Since then, Xi stepped up the pace of winning Chinese stocks places in top global indices – from MSCI for stocks to FTSE-Russell for bonds. Yet increases in access to yuan-denominated assets often outpace reforms needed to prepare China Inc for the global prime time.

Whether China can win back investors’ trust is an open question. As Chinese stocks are reminding us – the Shanghai Shenzhen CSI 300 Index is down more than 13% this year – there are certain laws of gravity that still apply to economies transitioning from state-driven and export-led growth to services, innovation and domestic consumption.

Trouble is, China’s bond market – totaling more than $23 trillion overall – is underpinned by a developing economy with limited liquidity and hedging tools, a giant and opaque state sector, and a rudimentary credit-rating system that can obscure risk and misallocate capital.

For all China’s promises, this makes it more of a buyer-beware market than many investors expected.

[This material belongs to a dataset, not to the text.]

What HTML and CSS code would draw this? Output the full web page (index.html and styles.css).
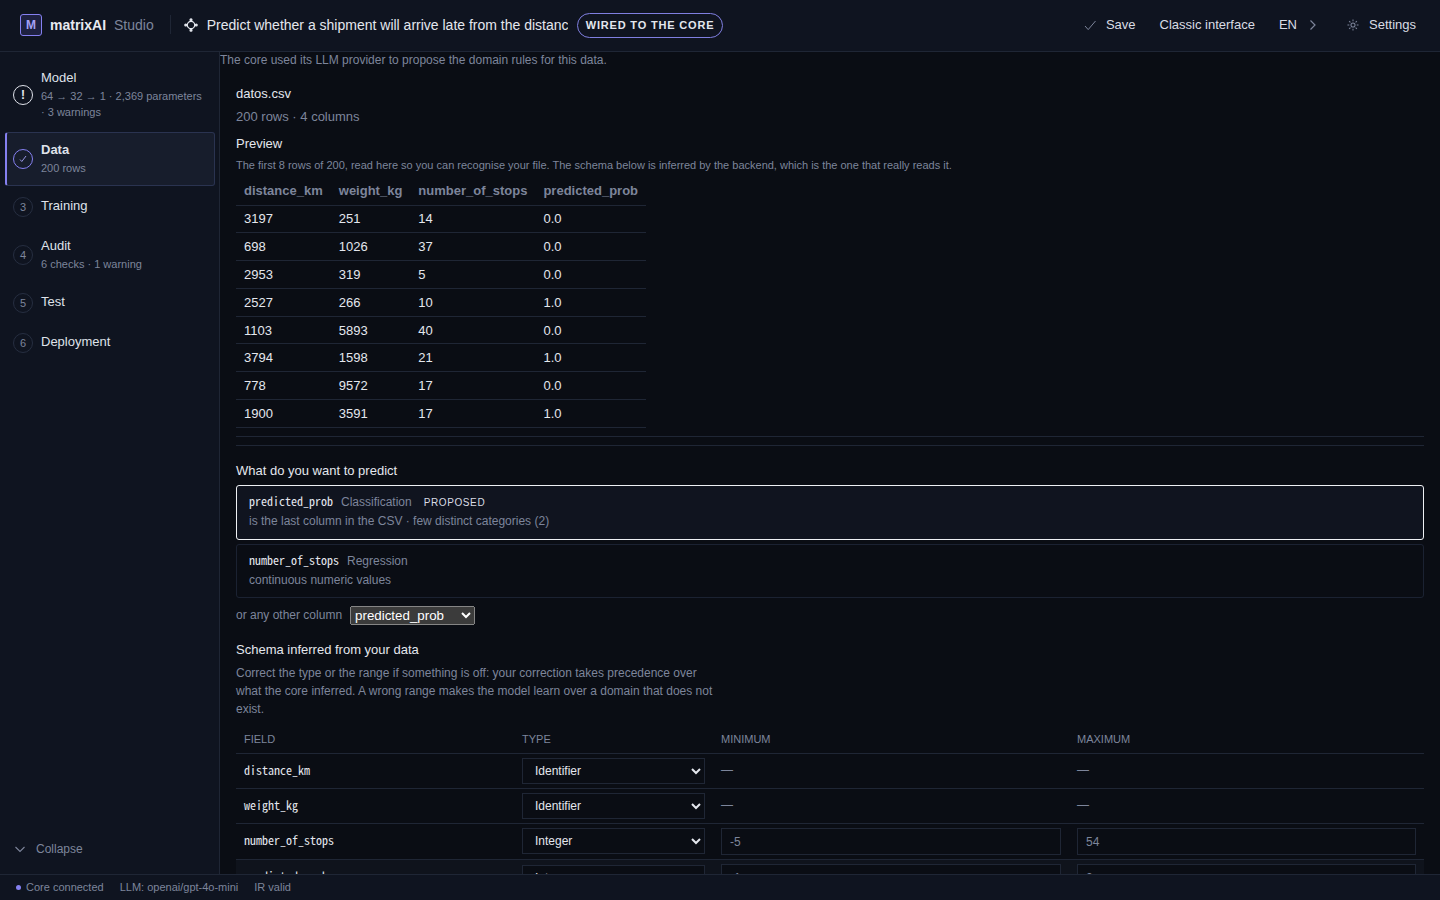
FILE: index.html
```html
<!DOCTYPE html>
<html lang="en">
<head>
<meta charset="utf-8">
<title>matrixAI Studio</title>
<link rel="stylesheet" href="styles.css">
</head>
<body>
<div class="app">
  <header class="topbar">
    <div class="brand">
      <span class="logo">M</span>
      <span class="brand-name">matrixAI</span>
      <span class="brand-sub">Studio</span>
    </div>
    <span class="divider"></span>
    <svg class="nodes" width="14" height="14" viewBox="0 0 14 14" fill="none" stroke="currentColor" stroke-width="1.2"><circle cx="7" cy="7" r="3.700"/><circle cx="7" cy="1.800" r="1" fill="currentColor"/><circle cx="7" cy="12.200" r="1" fill="currentColor"/><circle cx="1.800" cy="7" r="1" fill="currentColor"/><circle cx="12.200" cy="7" r="1" fill="currentColor"/></svg>
    <span class="project-title">Predict whether a shipment will arrive late from the distanc</span>
    <span class="pill">WIRED TO THE CORE</span>
    <nav class="top-actions">
      <span class="action"><svg class="ico" width="12" height="12" viewBox="0 0 12 12" fill="none" stroke="currentColor" stroke-width="1"><path d="M1 7l3.200 3.600L11.500 2"/></svg>Save</span>
      <span class="action">Classic interface</span>
      <span class="action lang">EN<svg class="ico" width="8" height="12" viewBox="0 0 8 12" fill="none" stroke="currentColor" stroke-width="1.200"><path d="M1.500 1.500L6 6l-4.500 4.500"/></svg></span>
      <span class="action"><svg class="ico" width="12" height="12" viewBox="0 0 13 13" fill="none" stroke="currentColor" stroke-width="1.100"><circle cx="6.500" cy="6.500" r="2.200"/><path d="M6.500 0.500v2M6.500 10.500v2M0.500 6.500h2M10.500 6.500h2M2.300 2.300l1.400 1.400M9.300 9.300l1.400 1.400M2.300 10.700l1.400-1.400M9.300 3.700l1.400-1.400"/></svg>Settings</span>
    </nav>
  </header>

  <div class="body">
    <aside class="sidebar">
      <ol class="steps">
        <li class="step">
          <span class="bullet warn">!</span>
          <div class="step-text"><div class="step-title">Model</div><div class="step-sub">64 → 32 → 1 · 2,369 parameters · 3 warnings</div></div>
        </li>
        <li class="step active">
          <span class="bullet done"><svg width="10" height="10" viewBox="0 0 10 10" fill="none" stroke="currentColor" stroke-width="0.900"><path d="M2 5.500l1.800 2L8 2"/></svg></span>
          <div class="step-text"><div class="step-title">Data</div><div class="step-sub">200 rows</div></div>
        </li>
        <li class="step">
          <span class="bullet">3</span>
          <div class="step-text"><div class="step-title">Training</div></div>
        </li>
        <li class="step">
          <span class="bullet">4</span>
          <div class="step-text"><div class="step-title">Audit</div><div class="step-sub">6 checks · 1 warning</div></div>
        </li>
        <li class="step">
          <span class="bullet">5</span>
          <div class="step-text"><div class="step-title">Test</div></div>
        </li>
        <li class="step">
          <span class="bullet">6</span>
          <div class="step-text"><div class="step-title">Deployment</div></div>
        </li>
      </ol>
      <div class="collapse"><svg width="12" height="12" viewBox="0 0 12 12" fill="none" stroke="currentColor" stroke-width="1.100"><path d="M1.500 4L6 8.500 10.500 4"/></svg>Collapse</div>
    </aside>

    <main class="main">
      <p class="lead">The core used its LLM provider to propose the domain rules for this data.</p>
      <section class="panel">
        <div class="file-name">datos.csv</div>
        <div class="file-meta">200 rows · 4 columns</div>
        <h3 class="heading">Preview</h3>
        <p class="hint">The first 8 rows of 200, read here so you can recognise your file. The schema below is inferred by the backend, which is the one that really reads it.</p>
        <table class="preview">
          <thead><tr><th>distance_km</th><th>weight_kg</th><th>number_of_stops</th><th>predicted_prob</th></tr></thead>
          <tbody>
            <tr><td>3197</td><td>251</td><td>14</td><td>0.0</td></tr>
            <tr><td>698</td><td>1026</td><td>37</td><td>0.0</td></tr>
            <tr><td>2953</td><td>319</td><td>5</td><td>0.0</td></tr>
            <tr><td>2527</td><td>266</td><td>10</td><td>1.0</td></tr>
            <tr><td>1103</td><td>5893</td><td>40</td><td>0.0</td></tr>
            <tr><td>3794</td><td>1598</td><td>21</td><td>1.0</td></tr>
            <tr><td>778</td><td>9572</td><td>17</td><td>0.0</td></tr>
            <tr><td>1900</td><td>3591</td><td>17</td><td>1.0</td></tr>
          </tbody>
        </table>
        <hr class="rule">
        <hr class="rule second">

        <h3 class="heading predict">What do you want to predict</h3>
        <div class="choice selected">
          <div class="choice-line"><code class="mono">predicted_prob</code><span class="kind">Classification</span><span class="tag">PROPOSED</span></div>
          <div class="choice-why">is the last column in the CSV · few distinct categories (2)</div>
        </div>
        <div class="choice">
          <div class="choice-line"><code class="mono">number_of_stops</code><span class="kind">Regression</span></div>
          <div class="choice-why">continuous numeric values</div>
        </div>
        <div class="other">
          <span>or any other column</span>
          <select class="native"><option>predicted_prob</option><option>number_of_stops</option><option>weight_kg</option><option>distance_km</option></select>
        </div>

        <h3 class="heading schema-title">Schema inferred from your data</h3>
        <p class="schema-note">Correct the type or the range if something is off: your correction takes precedence over what the core inferred. A wrong range makes the model learn over a domain that does not exist.</p>
        <table class="schema">
          <colgroup><col class="c-field"><col class="c-type"><col class="c-min"><col class="c-max"></colgroup>
          <thead><tr><th>FIELD</th><th>TYPE</th><th>MINIMUM</th><th>MAXIMUM</th></tr></thead>
          <tbody>
            <tr><td><code class="mono">distance_km</code></td><td><select class="field"><option>Identifier</option></select></td><td class="dash">—</td><td class="dash">—</td></tr>
            <tr><td><code class="mono">weight_kg</code></td><td><select class="field"><option>Identifier</option></select></td><td class="dash">—</td><td class="dash">—</td></tr>
            <tr><td><code class="mono">number_of_stops</code></td><td class="type-top"><select class="field"><option>Integer</option></select></td><td><input class="num" value="-5"></td><td><input class="num" value="54"></td></tr>
            <tr class="target"><td><code class="mono">predicted_prob</code><span class="badge">target</span></td><td><select class="field"><option>Integer</option></select></td><td><input class="num" value="-1"></td><td><input class="num" value="2"></td></tr>
          </tbody>
        </table>
      </section>
    </main>
  </div>

  <footer class="status">
    <span class="status-item"><span class="dot"></span>Core connected</span>
    <span class="status-item">LLM: openai/gpt-4o-mini</span>
    <span class="status-item">IR valid</span>
  </footer>
</div>
</body>
</html>
```
FILE: styles.css
```css
* { box-sizing: border-box; }
html { color-scheme: dark; }
html, body { margin: 0; height: 100%; }
body {
  font-family: "Liberation Sans", Arial, sans-serif;
  background: #0a0d14;
  color: #e4e7ee;
  font-size: 13px;
}
.app { height: 900px; display: flex; flex-direction: column; overflow: hidden; }

/* Top bar */
.topbar {
  height: 52px;
  flex: none;
  display: flex;
  align-items: center;
  padding: 0 24px 2px 20px;
  background: #0f1420;
  border-bottom: 1px solid #1f2635;
}
.brand { display: flex; align-items: center; }
.logo {
  width: 22px; height: 22px;
  display: flex; align-items: center; justify-content: center;
  border: 1px solid #8580f0;
  border-radius: 3px;
  background: #1e2140;
  color: #a5a1f5;
  font-size: 12px; font-weight: 700;
  margin-right: 8px;
}
.brand-name { font-size: 14px; font-weight: 700; color: #e8eaf0; margin-right: 8px; }
.brand-sub { font-size: 14px; color: #7d859b; }
.divider { width: 1px; height: 19px; background: #1f2635; margin: 0 13px 0 16px; }
.nodes { color: #e4e7ee; margin-right: 9px; flex: none; }
.project-title { width: 361px; font-size: 14px; white-space: nowrap; overflow: hidden; color: #e4e7ee; }
.pill {
  margin: 1px 0 0 9px;
  height: 25px;
  padding: 0 8px;
  display: flex; align-items: center;
  border: 1px solid #7f7fe0;
  border-radius: 13px;
  font-size: 11px; font-weight: 700;
  letter-spacing: 0.82px;
  color: #e4e7ee;
  white-space: nowrap;
}
.top-actions { margin-left: auto; display: flex; align-items: center; gap: 24px; color: #d9dce4; }
.action { display: flex; align-items: center; gap: 10px; font-size: 13px; }
.lang { gap: 12px; margin-right: 6px; }
.ico { color: #7d859b; flex: none; }

/* Layout */
.body { flex: 1; min-height: 0; display: flex; }
.sidebar {
  width: 220px;
  flex: none;
  display: flex;
  flex-direction: column;
  background: #0f1420;
  border-right: 1px solid #1f2635;
  padding: 8px 4px 0 5px;
}
.steps { list-style: none; margin: 0; padding: 0; display: flex; flex-direction: column; gap: 2px; flex: 1; }
.step {
  display: flex; align-items: center; gap: 8px;
  min-height: 38px;
  padding: 0 8px 0 6px;
  border: 1px solid transparent;
  border-left-width: 2px;
  border-radius: 3px;
}
.step.active { background: #171d2c; border-color: #2a3350; border-left-color: #8580f0; }
.step-text { flex: 1; min-width: 0; align-self: flex-start; padding: 9px 0 9px; }
.step-title { font-size: 13px; line-height: 16px; color: #dfe2ea; }
.active .step-title { font-weight: 700; }
.step-sub { margin-top: 2px; font-size: 11px; line-height: 16px; color: #7d859b; }
.bullet {
  width: 20px; height: 20px; flex: none;
  display: flex; align-items: center; justify-content: center;
  border: 1px solid #262e40;
  border-radius: 50%;
  font-size: 11px; color: #7d859b;
}
.bullet.warn { border-color: #dfe2ea; color: #e4e7ee; font-weight: 700; font-size: 12px; }
.bullet.done { border-color: #8580f0; color: #a5a1f5; }
.collapse {
  display: flex; align-items: center; gap: 10px;
  height: 20px;
  margin: 0 0 15px 9px;
  font-size: 12px; color: #7d859b;
}

/* Main */
.main { flex: 1; min-width: 0; overflow: hidden; }
.lead { margin: 1px 0 0; font-size: 12px; line-height: 15px; color: #7d859b; }
.panel { padding: 18px 16px 0; }
.file-name { font-size: 13px; line-height: 16px; color: #e4e7ee; }
.file-meta { margin-top: 7px; font-size: 13px; line-height: 16px; color: #7d859b; }
.heading { margin: 0; font-size: 13px; line-height: 16px; font-weight: 400; color: #e4e7ee; }
.file-meta + .heading { margin-top: 11px; }
.hint { margin: 6px 0 0; font-size: 11px; line-height: 14px; color: #7d859b; }

.preview { border-collapse: collapse; margin-top: 5px; font-size: 13px; }
.preview th { text-align: left; font-weight: 700; color: #7d859b; height: 28px; padding: 0 8px; border-bottom: 1px solid #1f2635; }
.preview td { height: 27.8px; padding: 0 8px; color: #e4e7ee; border-bottom: 1px solid #1f2635; }
.rule { border: 0; border-top: 1px solid #1f2635; margin: 8px 0 0; }
.rule.second { margin-top: 8px; }

.predict { margin-top: 17px; }
.choice {
  margin-top: 4px;
  padding: 8px 12px 7px;
  border: 1px solid #1b2232;
  border-radius: 3px;
  height: 54px;
}
.predict + .choice { margin-top: 6px; }
.choice.selected { border-color: #eef0f4; background: #10141f; height: 55px; }
.choice-line { display: flex; align-items: baseline; gap: 8px; height: 17px; line-height: 17px; }
.mono { font-family: "Noto Sans Mono CJK SC", monospace; font-size: 12px; line-height: 1; color: #e4e7ee; }
.kind { font-size: 12px; color: #7d859b; }
.tag { margin-left: 4px; font-size: 10px; letter-spacing: 0.6px; color: #d9dce4; }
.choice-why { margin-top: 2px; font-size: 12px; line-height: 16px; color: #7d859b; }
.other { display: flex; align-items: center; gap: 8px; margin-top: 8px; font-size: 12px; color: #7d859b; }
.native { font-size: 13.33px; font-family: "Liberation Sans", Arial, sans-serif; width: 125px; height: 19px; }

.schema-title { margin-top: 17px; }
.schema-note { margin: 6px 0 0; max-width: 480px; font-size: 12px; line-height: 18px; color: #7d859b; }
.schema { width: 100%; table-layout: fixed; border-collapse: collapse; margin-top: 6px; }
.c-field { width: 278px; }
.c-type { width: 199px; }
.c-max { width: 355px; }
.schema th { text-align: left; font-size: 11px; font-weight: 400; color: #7d859b; height: 30px; padding: 0 8px; border-bottom: 1px solid #1f2635; }
.schema td { padding: 4px 8px; border-bottom: 1px solid #1f2635; font-size: 12px; line-height: 14px; }
.schema .mono { vertical-align: 1px; }
.schema .type-top { vertical-align: top; }
.schema .target { background: #0f131c; }
.schema .dash { color: #7d859b; padding-bottom: 6px; }
.field {
  width: 100%; height: 26px; display: block;
  padding: 0 8px;
  background: #0a0d14; color: #e4e7ee;
  border: 1px solid #1f2635; border-radius: 0;
  font-size: 12px; font-family: "Liberation Sans", Arial, sans-serif;
}
.num {
  width: 100%; height: 27px; display: block;
  padding: 0 8px;
  background: #0a0d14; color: #7d859b;
  border: 1px solid #1f2635; border-radius: 0;
  font-size: 12px; font-family: "Liberation Sans", Arial, sans-serif;
}
.badge { margin-left: 8px; font-size: 9px; padding: 0 3px; color: #7d859b; background: #171d2c; }

/* Status bar */
.status {
  height: 26px; flex: none;
  display: flex; align-items: center; gap: 16px;
  padding: 0 16px 1px;
  background: #0f1420;
  border-top: 1px solid #1f2635;
  font-size: 11px; color: #7d859b;
}
.status-item { display: flex; align-items: center; }
.dot { width: 5px; height: 5px; border-radius: 50%; background: #8580f0; margin-right: 5px; }
```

This gets at other split screens. On one, China’s inclusion in major benchmarks is luring bond giants like BlackRock. On screen No. 2: the crisis of confidence surrounding developers like China Evergrande Group offer a stark reminder of the mainland’s opacity and excesses. 

The prevalence of local government financing vehicles – roughly $13 trillion of such off-balance sheet LGFVs – can be a major turnoff for foreign bond funds.

Not only are they difficult to analyze but their fingerprints also touch the operations of everything from commercial banks’ wealth management units to mutual funds to hedge funds to insurers to the gamut of securities companies.

Hence the need for deeper bond markets. And, of course, for regulators in Beijing to avoid steps that spook global markets anew. Among recent missteps by Xi’s party: last year’s crackdown on foreign consultancy firms on which global investors and multinational firms rely for information and analysis.

The move, supposedly part of a nationwide anti-espionage campaign, reduced the appetite for investment from some overseas firms. When US Treasury Secretary Janet Yellen’s team visits Beijing these days, the consultancy policy is among the examples of “non-market” practices and “coercive actions” against American firms that US officials highlight.

Deeper debt markets would help sort out the cart-before-the-horse problem that afflicts China’s economy. During the Xi era and before it, China too often believed that pulling in more foreign capital was a reform all its own. It’s been slower to strengthen China’s financial system ahead of those waves of overseas capital.

And pulling down new curtains of opacity won’t help to reverse recent capital outflows and flagging investor confidence.